Here’s the hierarchy of job-leveling priority:
- White Mage to level 5 (unlock Heal, Raise).
- Black Mage to level 5 (unlock stronger spell tiers).
- Monk to level 5 (Bare Handed scales massively).
- Dragoon and Ninja to level 5 (damage output scales hard).
- Everything else based on your final party composition.
Avoid grinding jobs that overlap in function. If you’re running a Dragoon as your primary DPS, you don’t need Ranger at high levels too. The Final Fantasy Timeline shows how job systems evolved across entries, and FF5’s version remains the most grind-heavy, so manage expectations.
One pro tip: casting Odin (a summon) in mob-heavy dungeons ramps up JP gain for the entire party simultaneously. If you have a high-level Summoner, leveraging this accelerates grinding significantly.
Conclusion
Final Fantasy 5’s job system rewards deep engagement and creative thinking. There’s no single “correct” way to build your party, instead, the game opens doors for experimentation. A Thief paired with Red Mage abilities can become a healer-support hybrid. A Knight with Ninja sub-job dual-wields while maintaining tank stats. This flexibility is why FF5 remains relevant decades after its original release.

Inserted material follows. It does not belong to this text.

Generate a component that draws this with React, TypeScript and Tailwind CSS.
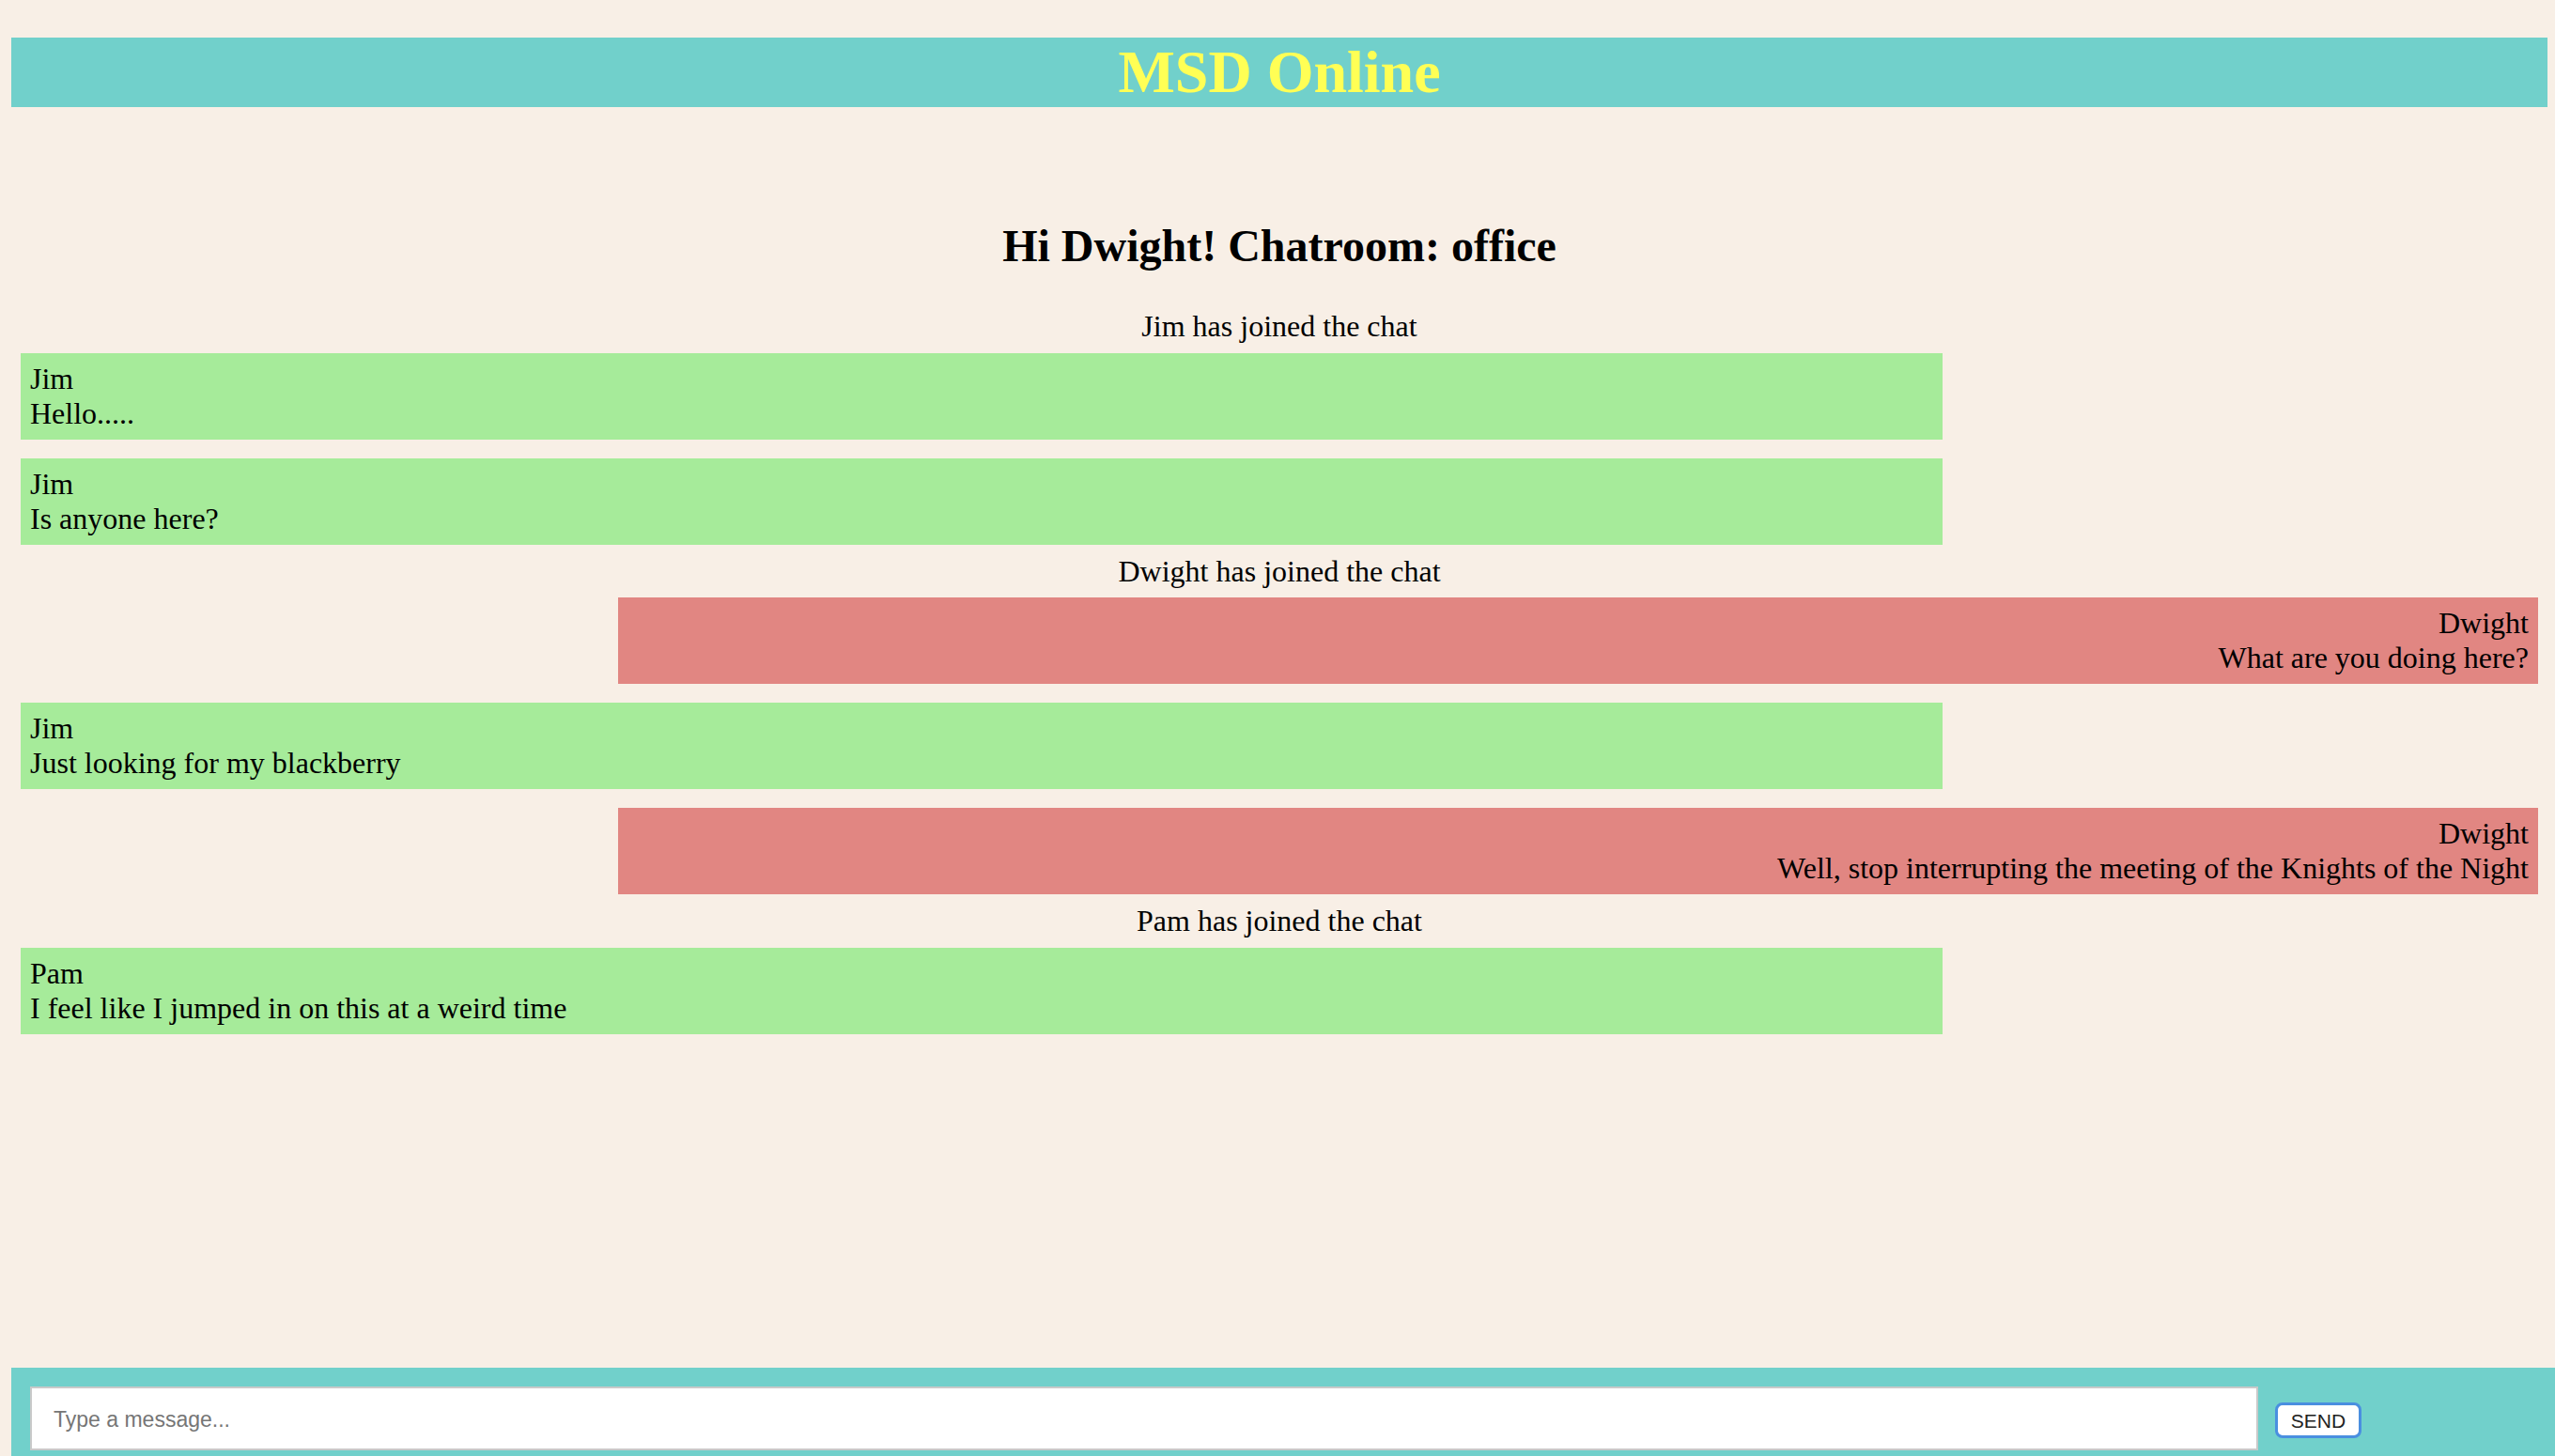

The key takeaway: understand what each job does, recognize how abilities chain together, and don’t be afraid to deviate from standard builds if your playstyle demands it. Whether you’re speedrunning the Pixel Remaster or taking your time on a console version, the job system’s depth ensures there’s always a new strategy waiting to be discovered. Jump in, experiment, and find the combinations that feel right for your adventure through the world of FF5.